First, it is not bold enough. One problem is that it does not go far enough in terms of reforming the existing personal income tax system, which consists of four rates (15, 22, 26, and 29 per cent) that apply to different income brackets (see table below). Simply put, reducing the second rate from 22 per cent to 20.5 per cent is too minor a change, given how uncompetitive Canada’s system is.

A second, and even bigger problem, is that the Liberals plan to “pay” for this tax cut by creating a new, top income tax rate of 33 per cent on those earning over $200,000. For many of the same reasons that cutting the 22 per cent rate will be good for the economy, increasing the top marginal tax rate would be harmful. Doing so will also reduce the competitiveness of Canada’s personal tax system.

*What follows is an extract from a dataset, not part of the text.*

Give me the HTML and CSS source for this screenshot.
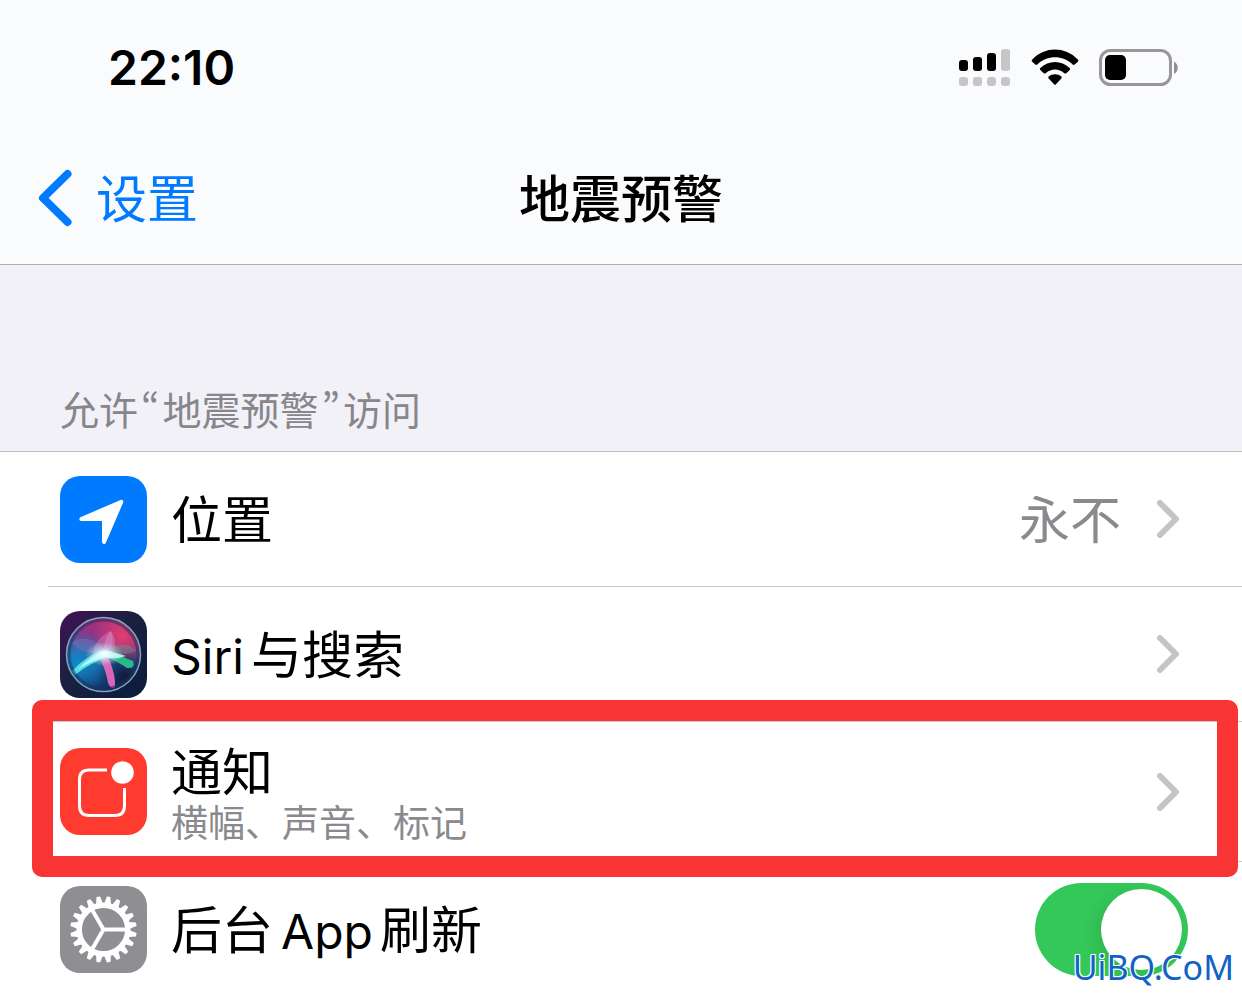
FILE: index.html
```html
<!DOCTYPE html>
<html lang="zh-CN">
<head>
  <meta charset="UTF-8">
  <meta name="viewport" content="width=device-width, initial-scale=1">
  <title>地震预警</title>
  <link rel="stylesheet" href="styles.css">
</head>
<body>
  <header class="header">
    <!-- 状态栏 -->
    <div class="status-bar">
      <span class="time">22:10</span>
      <div class="status-icons">
        <svg width="52" height="38" viewBox="0 0 52 38">
          <g fill="#000">
            <rect x="0" y="11" width="9" height="11" rx="3"/>
            <rect x="14" y="8" width="9" height="14" rx="3"/>
            <rect x="28" y="4" width="9" height="18" rx="3"/>
          </g>
          <g fill="#c6c6c8">
            <rect x="42" y="0" width="9" height="22" rx="3"/>
            <rect x="0" y="28" width="9" height="9" rx="3"/>
            <rect x="14" y="28" width="9" height="9" rx="3"/>
            <rect x="28" y="28" width="9" height="9" rx="3"/>
            <rect x="42" y="28" width="9" height="9" rx="3"/>
          </g>
        </svg>
        <svg width="48" height="38" viewBox="0 0 48 38">
          <path d="M1.2 10.5C14-2.8 34-2.8 46.800 10.500Q47.800 11.700 46.800 12.700L43.700 15.500Q42.700 16.300 41.700 15.400C31.500 5.800 16.500 5.800 6.300 15.400Q5.300 16.300 4.300 15.500L1.200 12.700Q.2 11.700 1.200 10.500Z"/>
          <path d="M9.300 19C17.500 11 30.500 11 38.700 19Q39.600 20 38.700 21L35.300 24.200Q34.300 25 33.300 24.200C27.800 19.400 20.200 19.400 14.700 24.200Q13.700 25 12.700 24.200L9.300 21Q8.400 20 9.300 19Z"/>
          <path d="M17.700 27.500C21.300 24.500 26.700 24.500 30.300 27.500Q31.200 28.500 30.300 29.500L25 35.200Q24 36.200 23 35.200L17.700 29.500Q16.800 28.500 17.700 27.500Z"/>
        </svg>
        <svg width="80" height="38" viewBox="0 0 80 38">
          <rect x="1.500" y="1.500" width="70" height="34" rx="10" fill="none" stroke="#97979a" stroke-width="3"/>
          <rect x="6" y="6" width="21" height="25" rx="5"/>
          <path d="M75 12.500C80 15 80 22.500 75 25Z" fill="#8e8e92"/>
        </svg>
      </div>
    </div>

    <!-- 导航栏 -->
    <nav class="nav-bar">
      <a class="back" href="#">
        <svg width="34" height="58" viewBox="0 0 34 58">
          <path d="M29.500 5L5 29L29.500 53" fill="none" stroke="#007aff" stroke-width="8" stroke-linecap="round" stroke-linejoin="round"/>
        </svg>
        <span>设置</span>
      </a>
      <h1>地震预警</h1>
    </nav>
  </header>

  <main>
    <h2 class="section-title">允许<span class="quote">“</span>地震预警<span class="quote">”</span>访问</h2>

    <div class="list">
      <a class="row" href="#">
        <svg class="icon" viewBox="0 0 87 87">
          <rect width="87" height="87" rx="20" fill="#007aff"/>
          <path d="M21.300 43L61.300 25.800L44 66V43Z" fill="#fff" stroke="#fff" stroke-width="4" stroke-linejoin="round"/>
        </svg>
        <span class="label">位置</span>
        <span class="value">永不</span>
        <svg class="chevron" viewBox="0 0 22 38"><path d="M3 3L19 19L3 35"/></svg>
      </a>

      <a class="row" href="#">
        <svg class="icon" viewBox="0 0 87 87">
          <defs>
            <linearGradient id="siriBg" x1="0" y1="0" x2="1" y2="1">
              <stop offset="0" stop-color="#441057"/>
              <stop offset=".45" stop-color="#19213f"/>
              <stop offset="1" stop-color="#0b1c3d"/>
            </linearGradient>
            <linearGradient id="siriBall" x1=".55" y1="0" x2=".45" y2="1">
              <stop offset="0" stop-color="#b02c80"/>
              <stop offset=".4" stop-color="#773b85"/>
              <stop offset=".65" stop-color="#17659b"/>
              <stop offset="1" stop-color="#142c68"/>
            </linearGradient>
            <radialGradient id="siriRed" cx=".75" cy=".25" r=".4">
              <stop offset="0" stop-color="#e33c70"/>
              <stop offset="1" stop-color="#e33c70" stop-opacity="0"/>
            </radialGradient>
            <radialGradient id="siriBlue" cx=".15" cy=".6" r=".45">
              <stop offset="0" stop-color="#1288c9"/>
              <stop offset="1" stop-color="#1288c9" stop-opacity="0"/>
            </radialGradient>
            <radialGradient id="siriDark" cx=".8" cy=".8" r=".4">
              <stop offset="0" stop-color="#10183d"/>
              <stop offset="1" stop-color="#10183d" stop-opacity="0"/>
            </radialGradient>
            <radialGradient id="siriGlow">
              <stop offset="0" stop-color="#fff"/>
              <stop offset="1" stop-color="#b5f5ff" stop-opacity="0"/>
            </radialGradient>
          </defs>
          <rect width="87" height="87" rx="20" fill="url(#siriBg)"/>
          <circle cx="43.500" cy="43.500" r="37" fill="url(#siriBall)"/>
          <circle cx="43.500" cy="43.500" r="37" fill="url(#siriRed)"/>
          <circle cx="43.500" cy="43.500" r="37" fill="url(#siriBlue)"/>
          <circle cx="43.500" cy="43.500" r="37" fill="url(#siriDark)"/>
          <path d="M12 31C25 23 42 30 49 44C34 43 18 42 12 31Z" fill="#8a7cc8" opacity=".35"/>
          <path d="M51 20C38 26 30 38 34 50L49 43C53 36 53 27 51 20Z" fill="#e58acb" opacity=".4"/>
          <path d="M51 20C58 31 56 46 44 50C42 37 45 27 51 20Z" fill="#d99ad6" opacity=".4"/>
          <path d="M44 42C53 32 69 31 76 40C65 45 55 44 44 42Z" fill="#5f9a95" opacity=".45"/>
          <path d="M43 38L73 50Q76 58 67 57Q57 50 42 44Z" fill="#27b98a"/>
          <path d="M37 42Q46 38 49 48Q56 65 55 76Q51 79 48 72Q46 58 37 42Z" fill="#d766b8"/>
          <path d="M12 60Q26 45 44 38L51 46Q32 50 15 64Z" fill="#58dde6"/>
          <path d="M18 58Q32 44 46 39L66 45Q54 49 45 46Q32 50 18 58Z" fill="#c9ffff" opacity=".85"/>
          <ellipse cx="44" cy="43" rx="19" ry="12" fill="url(#siriGlow)"/>
          <circle cx="43.500" cy="43.500" r="37" fill="none" stroke="#7ea5bd" stroke-width="1.500"/>
          <circle cx="43.500" cy="43.500" r="34.500" fill="none" stroke="#1c3159" stroke-width="3" opacity=".55"/>
        </svg>
        <span class="label"><span class="latin">Siri</span>与搜索</span>
        <svg class="chevron" viewBox="0 0 22 38"><path d="M3 3L19 19L3 35"/></svg>
      </a>

      <a class="row row-tall" href="#">
        <svg class="icon" viewBox="0 0 87 87">
          <rect width="87" height="87" rx="20" fill="#ff3b30"/>
          <path d="M47 22H29Q19.500 22 19.500 31.500V57.500Q19.500 67.500 29 67.500H55Q64.500 67.500 64.500 57.500V40" fill="none" stroke="#fff" stroke-width="3"/>
          <circle cx="62.500" cy="24.500" r="11.300" fill="#fff"/>
        </svg>
        <span class="label">
          通知
          <small>横幅、声音、标记</small>
        </span>
        <svg class="chevron" viewBox="0 0 22 38"><path d="M3 3L19 19L3 35"/></svg>
        <span class="highlight"></span>
      </a>

      <div class="row row-switch">
        <svg class="icon" viewBox="0 0 87 87">
          <defs>
            <path id="tooth" d="M-3.400-26L-1.800-33.200H1.800L3.400-26Z"/>
            <g id="teeth">
              <use href="#tooth" transform="rotate(9)"/>
              <use href="#tooth" transform="rotate(27)"/>
              <use href="#tooth" transform="rotate(45)"/>
              <use href="#tooth" transform="rotate(63)"/>
            </g>
          </defs>
          <rect width="87" height="87" rx="20" fill="#8e8e93"/>
          <g transform="translate(43.500 43.500)" fill="#fff">
            <use href="#teeth"/>
            <use href="#teeth" transform="rotate(72)"/>
            <use href="#teeth" transform="rotate(144)"/>
            <use href="#teeth" transform="rotate(216)"/>
            <use href="#teeth" transform="rotate(288)"/>
            <circle r="24.300" fill="none" stroke="#fff" stroke-width="5.500"/>
            <path d="M0 0H24M0 0L-12-20.800M0 0L-12 20.800" stroke="#fff" stroke-width="4"/>
          </g>
        </svg>
        <label class="label" for="refresh">后台<span class="latin latin-mid">App</span>刷新</label>
        <input class="switch" type="checkbox" id="refresh" checked>
      </div>
    </div>
  </main>

  <div class="watermark">UiBQ.CoM</div>
</body>
</html>
```

FILE: styles.css
```css
/* ----- 基础 ----- */
* {
  box-sizing: border-box;
}

body {
  position: relative;
  margin: 0;
  font-family: Inter, "Noto Sans CJK SC", sans-serif;
  font-size: 51px;
  line-height: 60px;
  color: #000;
  background: #fff;
}

a {
  color: inherit;
  text-decoration: none;
}

svg {
  display: block;
  flex: none;
}

/* ----- 顶部 ----- */
.header {
  background: #fafbfd;
  border-bottom: 1px solid #adadb2;
}

.status-bar {
  display: flex;
  justify-content: space-between;
  align-items: center;
  height: 136px;
  padding: 0 63px 0 108px;
}

.time {
  font-size: 48px;
  font-weight: 600;
}

.status-icons {
  display: flex;
  gap: 20px;
}

.nav-bar {
  display: grid;
  grid-template-columns: 1fr auto 1fr;
  align-items: center;
  height: 128px;
  padding: 0 38px 4px;
}

.back {
  display: flex;
  align-items: center;
  gap: 24px;
  color: #007aff;
}

.back span,
h1 {
  padding-top: 4px;
}

h1 {
  margin: 0;
  font-size: 51px;
  font-weight: 500;
}

/* ----- 列表 ----- */
main {
  background: #f2f1f7;
}

.section-title {
  margin: 0;
  padding: 118px 60px 18px;
  font-family: "Noto Sans CJK SC", sans-serif;
  font-size: 39px;
  font-weight: 400;
  line-height: 50px;
  color: #86868b;
}

.quote {
  margin: 0 3px;
  font-feature-settings: "pwid";
}

.list {
  padding-left: 48px;
  background: #fff;
  border-top: 1px solid #c1c1c5;
}

.row {
  position: relative;
  display: flex;
  align-items: center;
  min-height: 135px;
  padding: 0 63px 0 12px;
  border-bottom: 1px solid #c8c8cb;
}

.row-tall {
  min-height: 140px;
}

.row-switch {
  min-height: 0;
  padding: 21px 54px 17px 12px;
  border-bottom: none;
}

.icon {
  width: 87px;
  height: 87px;
  margin-right: 24px;
}

.label {
  flex: 1;
  padding-top: 4px;
}

.label small {
  display: block;
  font-size: 37px;
  line-height: 42px;
  color: #8a8a8e;
}

.latin {
  margin-right: 7px;
  font-size: 48px;
}

.latin-mid {
  margin-left: 8px;
}

.value {
  margin-right: 36px;
  padding-top: 4px;
  color: #8a8a8e;
}

.chevron {
  width: 22px;
  height: 38px;
  fill: none;
  stroke: #c4c4c6;
  stroke-width: 6;
  stroke-linecap: round;
  stroke-linejoin: round;
}

/* ----- 开关 ----- */
.switch {
  appearance: none;
  width: 153px;
  height: 93px;
  margin: 0;
  padding: 6px;
  border-radius: 47px;
  background: #34c759;
}

.switch::before {
  content: "";
  display: block;
  width: 81px;
  height: 81px;
  margin-left: auto;
  border-radius: 50%;
  background: #fff;
  box-shadow: -6px 4px 16px rgba(0, 0, 0, 0.08);
}

/* ----- 红框与水印 ----- */
.highlight {
  position: absolute;
  top: -22px;
  right: 4px;
  bottom: -16px;
  left: -16px;
  z-index: 1;
  border: 21px solid #f93434;
  border-radius: 10px;
  pointer-events: none;
}

.watermark {
  position: absolute;
  right: 8px;
  bottom: 6px;
  font-family: "Noto Sans", sans-serif;
  font-size: 34px;
  line-height: 40px;
  color: #1062c4;
  text-shadow: 1px 1px #fff, -1px -1px #fff, 1px -1px #fff, -1px 1px #fff;
}
```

Thankfully, there is a better reform option that would provide much more tax relief for middle income families while improving, rather than harming, Canada’s economic competitiveness. The better way forward is to simply eliminate the two middle personal income tax brackets, leaving one tax bracket (15 per cent) for the overwhelming majority of Canadians and a single high-income bracket of 29 per cent, affecting approximately two per cent of taxpayers. This would put more money in the pockets of middle income earners, but without the harmful economic effects of a new top rate.

To help finance this tax change, the government could eliminate or reduce ineffective tax expenditures—one of the stated priorities of the Liberal government. This is the type of fundamental tax reform that Canada needs to truly spark economic activity.